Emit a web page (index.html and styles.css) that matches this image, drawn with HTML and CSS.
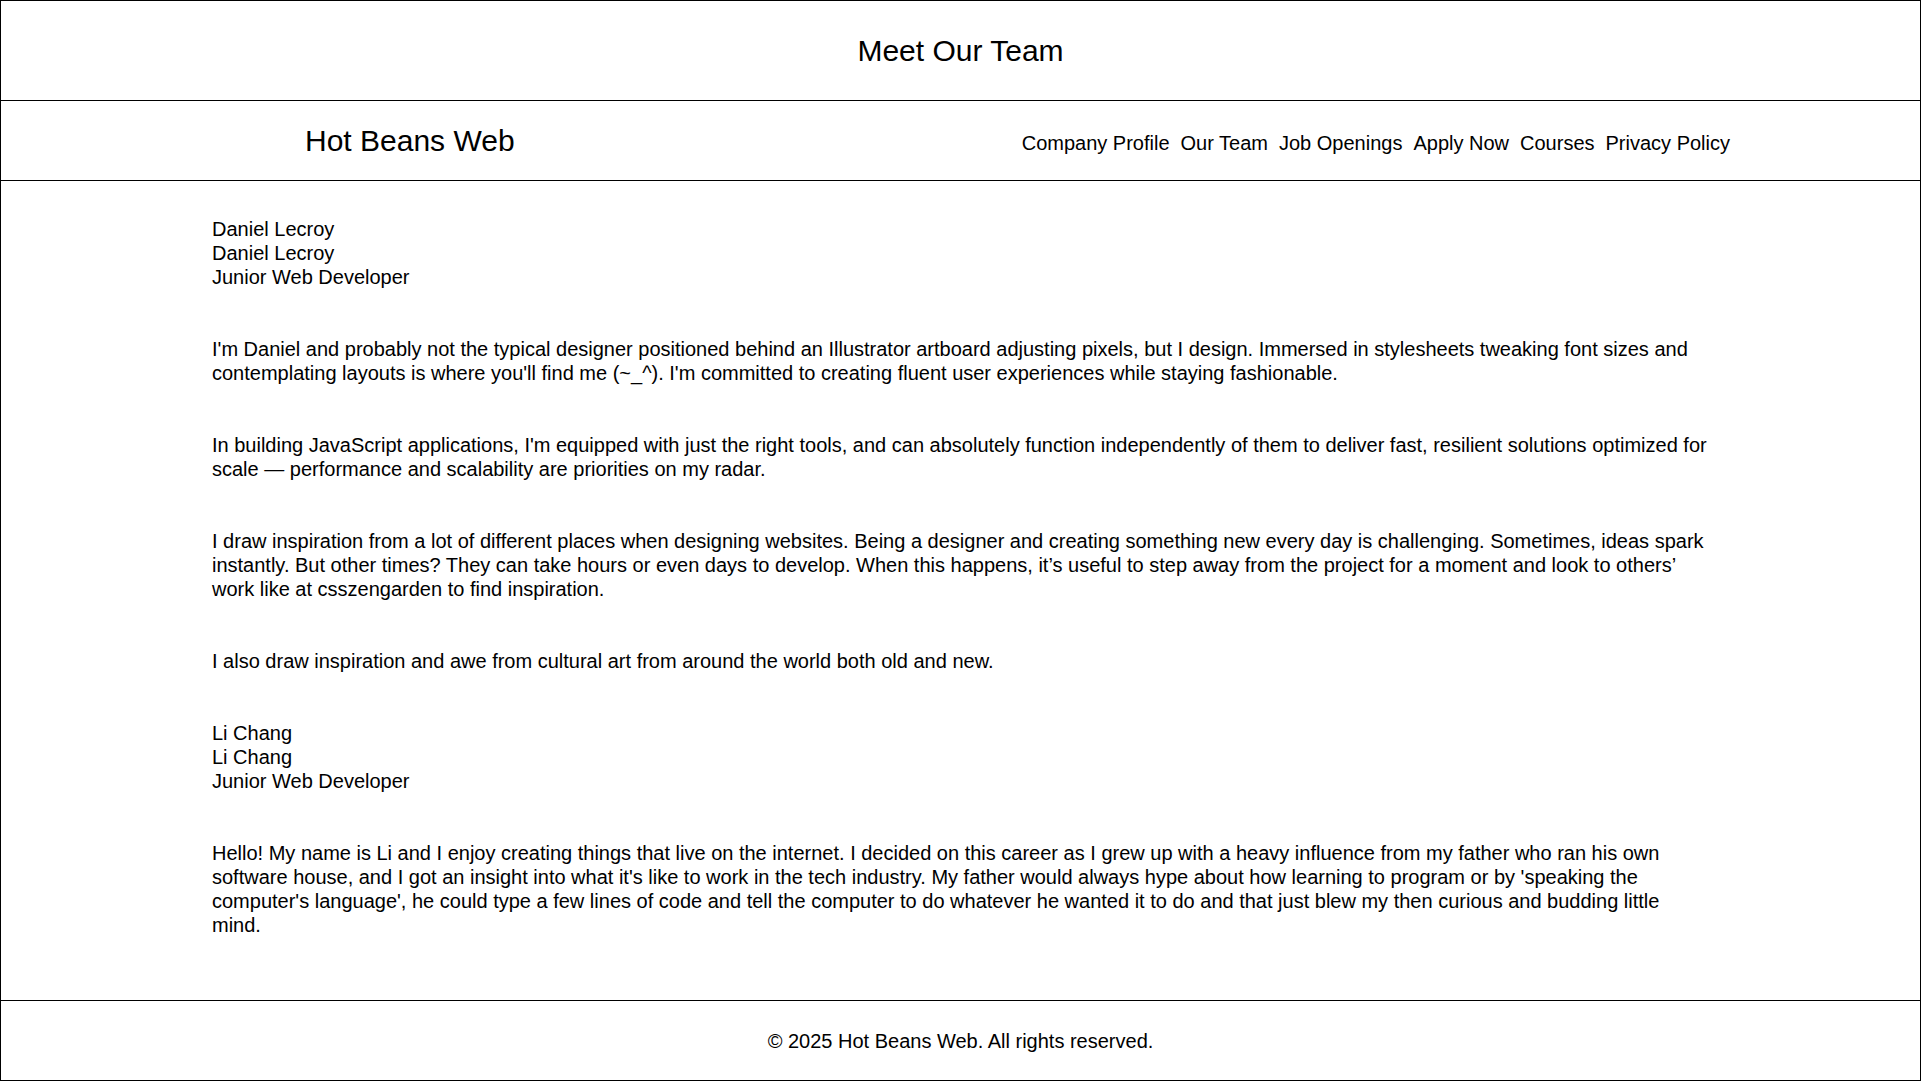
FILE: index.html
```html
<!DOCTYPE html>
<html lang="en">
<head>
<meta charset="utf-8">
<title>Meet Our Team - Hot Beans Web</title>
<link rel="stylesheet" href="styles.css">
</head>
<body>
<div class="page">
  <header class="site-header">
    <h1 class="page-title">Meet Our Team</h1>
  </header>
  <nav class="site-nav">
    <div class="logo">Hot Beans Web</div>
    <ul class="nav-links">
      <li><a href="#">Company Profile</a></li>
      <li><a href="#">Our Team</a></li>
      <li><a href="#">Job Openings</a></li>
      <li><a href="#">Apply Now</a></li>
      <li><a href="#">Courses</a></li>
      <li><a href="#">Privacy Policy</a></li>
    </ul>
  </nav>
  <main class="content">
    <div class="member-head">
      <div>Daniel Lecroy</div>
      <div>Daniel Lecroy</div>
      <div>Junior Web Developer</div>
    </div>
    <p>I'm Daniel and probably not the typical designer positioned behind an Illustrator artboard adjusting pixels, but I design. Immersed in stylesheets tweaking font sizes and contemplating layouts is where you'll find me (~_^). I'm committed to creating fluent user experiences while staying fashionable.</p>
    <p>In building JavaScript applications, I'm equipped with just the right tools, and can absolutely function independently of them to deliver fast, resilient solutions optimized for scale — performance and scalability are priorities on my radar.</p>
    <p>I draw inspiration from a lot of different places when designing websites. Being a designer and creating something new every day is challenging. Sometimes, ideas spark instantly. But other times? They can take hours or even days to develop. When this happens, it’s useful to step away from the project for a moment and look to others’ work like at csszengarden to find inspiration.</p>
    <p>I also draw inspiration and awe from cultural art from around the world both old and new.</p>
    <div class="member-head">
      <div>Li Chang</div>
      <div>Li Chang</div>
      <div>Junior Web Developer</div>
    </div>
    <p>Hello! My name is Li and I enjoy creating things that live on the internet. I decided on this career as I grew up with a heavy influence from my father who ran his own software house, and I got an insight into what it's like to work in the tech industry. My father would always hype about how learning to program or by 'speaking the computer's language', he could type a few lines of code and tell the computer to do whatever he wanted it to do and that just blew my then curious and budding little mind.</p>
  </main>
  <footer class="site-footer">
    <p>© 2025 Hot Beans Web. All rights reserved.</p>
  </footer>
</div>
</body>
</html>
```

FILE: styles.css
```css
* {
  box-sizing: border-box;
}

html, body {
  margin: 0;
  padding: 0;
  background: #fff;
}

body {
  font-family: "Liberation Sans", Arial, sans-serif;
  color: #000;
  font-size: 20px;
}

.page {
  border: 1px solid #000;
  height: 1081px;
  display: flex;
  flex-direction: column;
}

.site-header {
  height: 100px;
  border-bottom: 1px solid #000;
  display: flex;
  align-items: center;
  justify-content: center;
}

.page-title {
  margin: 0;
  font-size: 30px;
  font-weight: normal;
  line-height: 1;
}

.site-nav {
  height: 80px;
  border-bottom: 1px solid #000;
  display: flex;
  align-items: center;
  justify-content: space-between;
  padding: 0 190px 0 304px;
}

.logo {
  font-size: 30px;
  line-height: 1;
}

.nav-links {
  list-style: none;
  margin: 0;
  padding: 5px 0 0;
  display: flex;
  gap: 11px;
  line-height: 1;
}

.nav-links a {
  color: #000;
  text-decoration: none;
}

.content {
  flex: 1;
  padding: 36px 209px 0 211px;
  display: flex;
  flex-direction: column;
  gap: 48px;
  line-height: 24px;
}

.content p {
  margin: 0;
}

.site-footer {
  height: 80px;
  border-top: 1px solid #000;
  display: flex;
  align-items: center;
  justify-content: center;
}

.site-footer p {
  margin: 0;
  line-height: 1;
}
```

EXERCISE PROMPT:
Check every line of the material for the string "page" and give the number of lines that have it, without anything else.

SOLUTION TO THIS EXERCISE:
5